That said, we should be careful not to go overboard saying that this represents an absolute model for marriage and family. As Beale points out (though he might agree with Mohler anyway), Gen. 1.28 is God's charge to Adam to expand to the farthest reaches of the world the very presence of God. Gen. 1.28 is repeated in every one of God's New Creation acts (Noah after the flood, the covenant with Abraham, Isaac, and Jacob, the giving of the Law at Sinai, etc.) This blessing comes to fruition in Rev. 21 in the New Heavens and New Earth - where God's presence dwells with His people forever. It is a promise and mandate to mission and worship, not simply how mankind should populate the earth.
We must be careful not to dismiss scripture, but we also must establish that Gen. 1.28 mandates that a married couple MUST have children (if they are able). I don't think that this has really been established in this discussion.
This discussion does strike me close to home.

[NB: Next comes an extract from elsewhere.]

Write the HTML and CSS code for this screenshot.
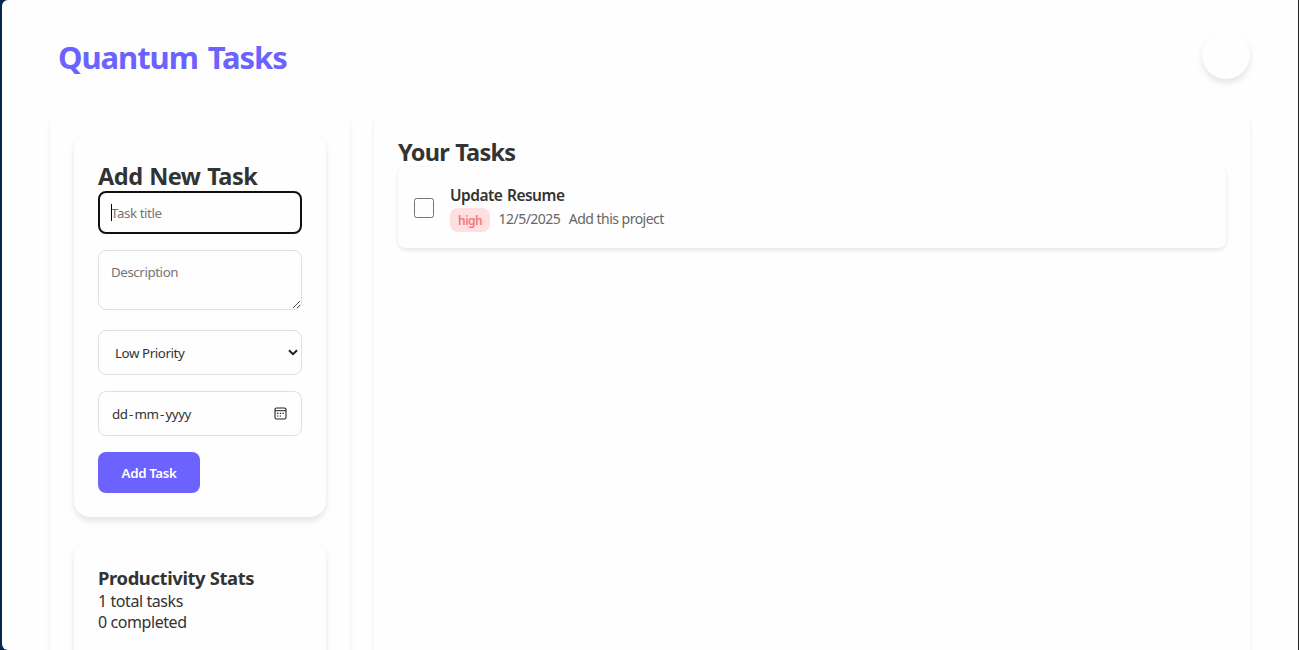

My wife and I were given a miracle 4 years ago when the door was opened for us to conceive via invitro fertilization. That is kind of personal, I know, but the point is that we would not have otherwise been able to conceive. Bob is right to have problems with some of the things Mohler has said - they could very well be (unintentionally) hurtful. The only pain I can imagine worse than being unable to have a child is actually losing one. Whether or not Mohler wants to eliminate people who are unable from the equation, statements about the Biblical pattern include those people as well. The Biblical pattern, as Mohler presented it, is universal. Children are a blessing, childlessness a curse. If this is what the text is saying, it is not making exceptions. As Steve said, Mohler did NOT say that there was no exception - but this is an easy implication to draw from what he said. This does need to be discussed, but in the larger context of why we are so devoted to practicality and our own comfort.
All in all, I am not certain on this issue one way or another. However, we need to be careful not to heap a heavy yoke on people. For those of you who agree with Mohler on this, can you establish this point in a better biblical-theological way? I found Mohler's arguments to miss the mark. Would it be better to come at this from the relationship between marriage and Jesus & the Church?
Regardless, it is nice to be arguing on the same side of the fence as Bob.
Posted by: M. Daling | 07/28/2005 at 04:04 PM
ha!
Okay- Scripture...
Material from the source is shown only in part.